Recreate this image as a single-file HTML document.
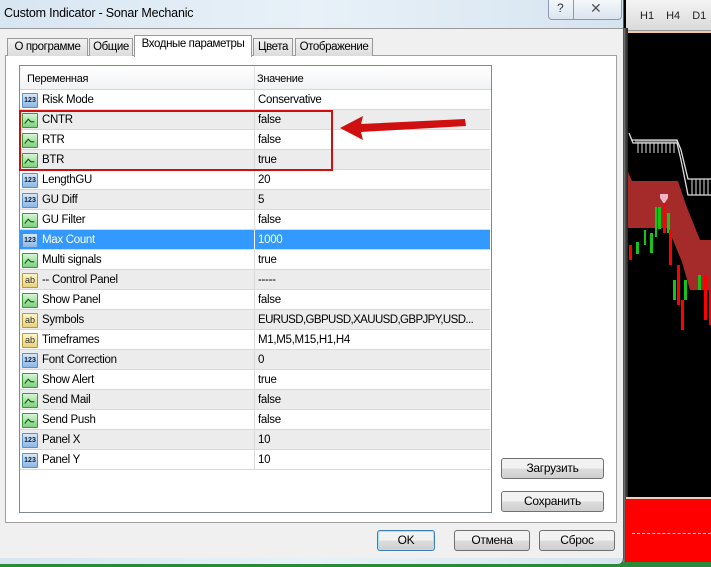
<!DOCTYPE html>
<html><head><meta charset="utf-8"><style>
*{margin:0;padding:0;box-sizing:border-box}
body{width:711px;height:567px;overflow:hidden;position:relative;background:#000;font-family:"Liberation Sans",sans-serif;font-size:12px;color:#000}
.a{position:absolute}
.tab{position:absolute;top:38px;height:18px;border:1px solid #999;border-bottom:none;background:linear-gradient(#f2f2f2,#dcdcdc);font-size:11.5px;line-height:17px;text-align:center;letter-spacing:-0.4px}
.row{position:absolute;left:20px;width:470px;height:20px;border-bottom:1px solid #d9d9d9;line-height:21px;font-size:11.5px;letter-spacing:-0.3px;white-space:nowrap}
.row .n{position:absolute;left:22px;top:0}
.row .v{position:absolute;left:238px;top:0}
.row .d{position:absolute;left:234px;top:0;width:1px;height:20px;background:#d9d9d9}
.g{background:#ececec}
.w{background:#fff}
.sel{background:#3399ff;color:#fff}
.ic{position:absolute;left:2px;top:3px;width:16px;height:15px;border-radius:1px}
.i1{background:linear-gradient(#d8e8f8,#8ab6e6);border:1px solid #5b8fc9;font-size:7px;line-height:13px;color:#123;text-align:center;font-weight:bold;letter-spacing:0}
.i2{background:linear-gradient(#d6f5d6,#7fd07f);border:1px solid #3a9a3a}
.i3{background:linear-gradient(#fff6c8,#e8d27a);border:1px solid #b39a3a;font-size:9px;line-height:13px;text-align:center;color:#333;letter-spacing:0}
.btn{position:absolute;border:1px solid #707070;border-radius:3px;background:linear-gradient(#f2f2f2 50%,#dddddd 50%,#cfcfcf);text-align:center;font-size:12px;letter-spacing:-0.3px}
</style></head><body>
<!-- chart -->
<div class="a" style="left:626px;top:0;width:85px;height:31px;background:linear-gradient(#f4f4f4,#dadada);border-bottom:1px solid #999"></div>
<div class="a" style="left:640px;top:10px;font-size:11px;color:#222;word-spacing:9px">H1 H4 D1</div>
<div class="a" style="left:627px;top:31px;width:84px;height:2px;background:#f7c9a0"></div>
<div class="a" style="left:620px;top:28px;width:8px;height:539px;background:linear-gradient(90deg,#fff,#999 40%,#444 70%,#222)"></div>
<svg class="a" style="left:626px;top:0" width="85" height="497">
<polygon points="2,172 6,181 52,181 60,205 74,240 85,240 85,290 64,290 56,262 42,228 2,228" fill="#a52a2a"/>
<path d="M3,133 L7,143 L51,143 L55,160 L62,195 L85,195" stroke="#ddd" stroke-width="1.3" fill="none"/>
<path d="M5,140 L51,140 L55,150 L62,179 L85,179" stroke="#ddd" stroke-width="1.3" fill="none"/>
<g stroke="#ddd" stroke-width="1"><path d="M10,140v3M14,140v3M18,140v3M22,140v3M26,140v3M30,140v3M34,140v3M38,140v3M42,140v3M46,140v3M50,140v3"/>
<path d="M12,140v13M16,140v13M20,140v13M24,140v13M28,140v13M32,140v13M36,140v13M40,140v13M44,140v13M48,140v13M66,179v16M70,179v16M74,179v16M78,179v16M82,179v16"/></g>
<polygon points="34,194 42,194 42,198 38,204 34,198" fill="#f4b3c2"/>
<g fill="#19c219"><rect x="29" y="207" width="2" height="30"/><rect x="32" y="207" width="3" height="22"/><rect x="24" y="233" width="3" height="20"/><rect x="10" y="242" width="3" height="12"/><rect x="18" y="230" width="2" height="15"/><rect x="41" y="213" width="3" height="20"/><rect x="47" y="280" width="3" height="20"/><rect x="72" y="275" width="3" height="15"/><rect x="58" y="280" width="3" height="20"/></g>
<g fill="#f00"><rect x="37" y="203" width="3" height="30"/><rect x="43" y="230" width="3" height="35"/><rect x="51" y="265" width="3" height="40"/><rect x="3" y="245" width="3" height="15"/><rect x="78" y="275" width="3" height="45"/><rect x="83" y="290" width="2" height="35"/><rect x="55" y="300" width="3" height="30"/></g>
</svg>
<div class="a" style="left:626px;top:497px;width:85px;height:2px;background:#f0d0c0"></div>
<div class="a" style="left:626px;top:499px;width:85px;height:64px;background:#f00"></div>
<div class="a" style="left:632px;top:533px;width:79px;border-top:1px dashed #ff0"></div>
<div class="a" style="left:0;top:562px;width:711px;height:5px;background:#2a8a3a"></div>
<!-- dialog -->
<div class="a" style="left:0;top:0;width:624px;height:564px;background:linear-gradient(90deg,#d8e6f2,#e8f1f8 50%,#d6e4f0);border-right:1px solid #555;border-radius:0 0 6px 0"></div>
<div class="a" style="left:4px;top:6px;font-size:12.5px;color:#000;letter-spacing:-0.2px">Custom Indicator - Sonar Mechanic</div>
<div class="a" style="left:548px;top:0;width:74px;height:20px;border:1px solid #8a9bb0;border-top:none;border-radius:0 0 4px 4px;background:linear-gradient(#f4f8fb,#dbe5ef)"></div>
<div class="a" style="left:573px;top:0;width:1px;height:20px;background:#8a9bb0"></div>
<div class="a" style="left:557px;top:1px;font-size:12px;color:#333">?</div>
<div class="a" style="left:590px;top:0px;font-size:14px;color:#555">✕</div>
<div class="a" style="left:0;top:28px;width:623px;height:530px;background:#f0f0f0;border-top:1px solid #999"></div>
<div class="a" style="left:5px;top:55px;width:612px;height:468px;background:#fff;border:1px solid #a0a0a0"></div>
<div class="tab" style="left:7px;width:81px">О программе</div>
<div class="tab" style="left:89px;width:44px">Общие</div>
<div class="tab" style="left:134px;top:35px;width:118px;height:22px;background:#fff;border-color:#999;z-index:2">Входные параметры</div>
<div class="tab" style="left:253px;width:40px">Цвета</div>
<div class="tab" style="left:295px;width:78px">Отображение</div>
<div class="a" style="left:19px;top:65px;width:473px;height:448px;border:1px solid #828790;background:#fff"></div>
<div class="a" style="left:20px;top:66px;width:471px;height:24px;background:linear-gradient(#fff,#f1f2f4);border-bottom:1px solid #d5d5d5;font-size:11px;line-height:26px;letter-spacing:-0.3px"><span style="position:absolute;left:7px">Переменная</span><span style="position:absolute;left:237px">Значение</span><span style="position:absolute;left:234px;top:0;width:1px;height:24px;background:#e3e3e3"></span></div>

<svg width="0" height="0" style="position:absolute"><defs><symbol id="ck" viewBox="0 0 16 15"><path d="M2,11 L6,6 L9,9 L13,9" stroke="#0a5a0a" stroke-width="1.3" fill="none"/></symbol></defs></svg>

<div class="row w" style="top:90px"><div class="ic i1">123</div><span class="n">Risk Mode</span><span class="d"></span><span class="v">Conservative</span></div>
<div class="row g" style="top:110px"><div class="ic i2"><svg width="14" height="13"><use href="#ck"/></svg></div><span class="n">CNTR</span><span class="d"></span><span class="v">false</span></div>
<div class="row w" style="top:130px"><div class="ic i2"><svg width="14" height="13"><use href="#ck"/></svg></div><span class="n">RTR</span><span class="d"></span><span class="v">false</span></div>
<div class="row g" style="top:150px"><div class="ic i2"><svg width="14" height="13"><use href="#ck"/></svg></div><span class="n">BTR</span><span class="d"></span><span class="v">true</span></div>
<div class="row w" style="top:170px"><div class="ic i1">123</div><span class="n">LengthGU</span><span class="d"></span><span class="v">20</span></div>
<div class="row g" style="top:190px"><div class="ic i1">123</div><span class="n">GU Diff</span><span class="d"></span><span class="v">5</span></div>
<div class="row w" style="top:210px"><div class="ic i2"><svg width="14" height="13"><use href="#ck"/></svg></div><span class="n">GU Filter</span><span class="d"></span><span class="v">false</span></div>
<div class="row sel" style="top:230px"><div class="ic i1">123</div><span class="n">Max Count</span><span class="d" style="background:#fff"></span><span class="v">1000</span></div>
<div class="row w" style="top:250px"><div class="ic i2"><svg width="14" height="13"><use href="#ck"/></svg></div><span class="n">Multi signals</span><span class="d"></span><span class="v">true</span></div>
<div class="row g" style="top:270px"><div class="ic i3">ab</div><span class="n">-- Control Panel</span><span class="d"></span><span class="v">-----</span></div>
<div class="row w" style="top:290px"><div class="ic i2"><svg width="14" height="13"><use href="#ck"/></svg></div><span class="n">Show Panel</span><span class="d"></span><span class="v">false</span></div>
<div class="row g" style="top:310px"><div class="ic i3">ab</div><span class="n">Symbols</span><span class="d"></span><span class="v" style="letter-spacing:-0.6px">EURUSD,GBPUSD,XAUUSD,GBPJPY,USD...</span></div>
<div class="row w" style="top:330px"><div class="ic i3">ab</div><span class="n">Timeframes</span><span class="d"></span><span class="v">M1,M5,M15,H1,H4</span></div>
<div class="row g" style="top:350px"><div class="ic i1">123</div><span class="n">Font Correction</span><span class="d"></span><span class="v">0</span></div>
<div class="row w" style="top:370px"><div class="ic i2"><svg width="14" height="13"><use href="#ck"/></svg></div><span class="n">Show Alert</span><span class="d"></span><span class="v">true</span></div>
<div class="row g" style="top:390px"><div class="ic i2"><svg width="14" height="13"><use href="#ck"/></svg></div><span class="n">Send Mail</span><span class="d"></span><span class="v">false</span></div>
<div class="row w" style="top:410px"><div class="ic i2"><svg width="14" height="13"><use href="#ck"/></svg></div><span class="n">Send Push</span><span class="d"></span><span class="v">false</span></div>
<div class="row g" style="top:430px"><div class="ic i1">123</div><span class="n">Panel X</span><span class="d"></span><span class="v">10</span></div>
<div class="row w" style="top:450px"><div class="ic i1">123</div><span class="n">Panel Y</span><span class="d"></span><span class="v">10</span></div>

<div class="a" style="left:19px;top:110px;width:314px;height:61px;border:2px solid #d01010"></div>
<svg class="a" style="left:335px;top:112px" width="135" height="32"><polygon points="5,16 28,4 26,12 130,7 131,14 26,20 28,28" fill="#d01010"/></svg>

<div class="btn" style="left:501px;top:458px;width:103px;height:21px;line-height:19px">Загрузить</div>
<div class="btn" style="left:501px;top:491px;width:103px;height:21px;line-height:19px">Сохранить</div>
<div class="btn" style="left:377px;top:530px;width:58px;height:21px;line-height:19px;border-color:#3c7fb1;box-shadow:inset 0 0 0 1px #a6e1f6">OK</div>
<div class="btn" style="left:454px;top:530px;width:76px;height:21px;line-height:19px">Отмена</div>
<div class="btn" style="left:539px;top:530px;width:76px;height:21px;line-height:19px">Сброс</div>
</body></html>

======

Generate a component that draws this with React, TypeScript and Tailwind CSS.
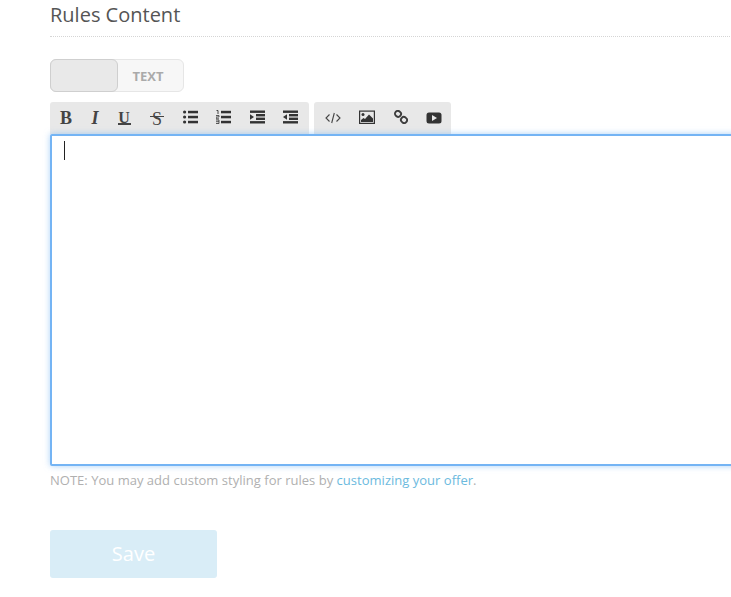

======

- **Written request**:
Check each line of the records above for the word "this", then give the number of lines that have it, with no other words.

- **Exercise solution**:
2